For the third consecutive year, Toronto’s Spin Productions has come out on top in the Top Spots F/X and animation category. Spin designer Hiep Pham gets the nod for his work on The Bay’s Fashion Cares spot. The spot, entitled ‘Fun With Fashion,’ features the after-work exploits of some tough-looking, blue-collar guys getting ready for a fashionable – and feminine – night on the town.
In the ad, the central character runs through a Bay store on a shopping spree, grabbing and putting on all the women’s accoutrements one might need for a glamorous evening. A heavy dose of graphics is integrated with the live-action footage – the action often freezes with the hero becoming an illustration in a retro ’70s style. Fun and campy graphics are also used to key the spot’s many transitions.

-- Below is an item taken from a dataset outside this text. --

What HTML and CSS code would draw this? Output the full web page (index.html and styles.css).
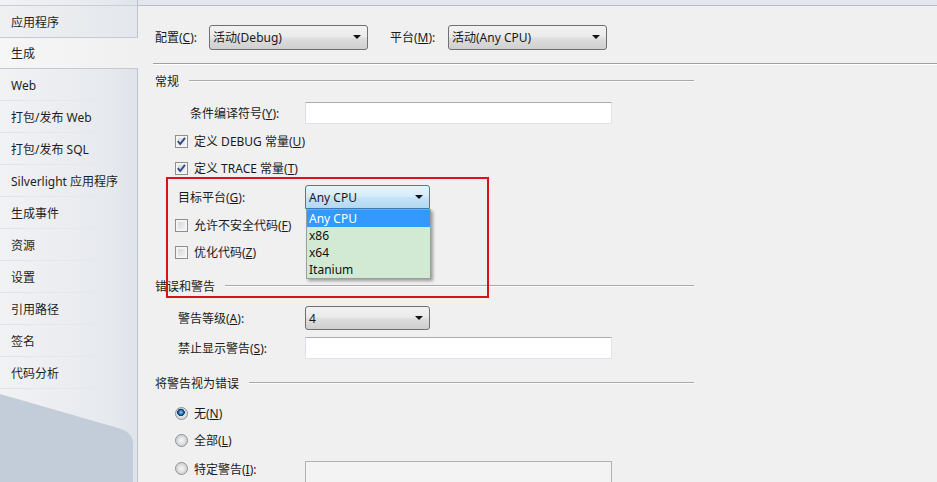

Pham collaborated closely with the spot’s director and editor, Brad Walsh from The Players Film Company and Chris Van Dyke from Relish, respectively, to achieve all this eye candy.
‘I started on the type, graphic borders and some illustrations ahead of time, but we had to otherwise wait until the edit was completely locked down,’ Pham explains. ‘Then Chris would send us the transition point between the two shots, and I would do the two drawings and animate.’
Pham had to be on top of his prep work, since he had only two days to do all the illustrations.
‘At the same time, the inferno system was putting the type in place, cueing it with music and doing transitions other than illustrations,’ Pham says. ‘[Spin inferno artist] Kristi-Ann Webster did everything she could while I was drawing and animating the fully illustrated transitions.’
Pham and the production team flirted with the idea of using still images for the ad instead of animation, mostly to save time. Soon into the process, however, Pham discovered there was in fact sufficient time to do a first-class job animating the elements before sending them over to Webster for additional work.
‘The first day was spent trying to get a good drawing down and keeping everything stylistically tight,’ says Pham. ‘Once I got that going and everybody was happy with it, the next step was animating it, which was done pretty much simultaneously. As soon as I was finished illustrating, I would go right into the animation.’
Working on his Mac G4, Pham illustrated the work in Adobe Photoshop and animated in After Effects.
‘I could have done it with an illustrator, but I was more comfortable with Photoshop,’ says Pham. ‘The only drawback was I couldn’t scale it very big before [the image] got fuzzy.’
He says the biggest challenge he had to face with the spot was nailing down the right look for his illustrations, but says the client, agency and director all seemed open to his ideas, which brought a very stylized element into the mix.
‘They were all open to more colors and so forth,’ says Pham. ‘Obviously we couldn’t do illustrations that were exactly the same as [the live-action footage], so I wanted to get down a style quickly and play off it and bring it further.’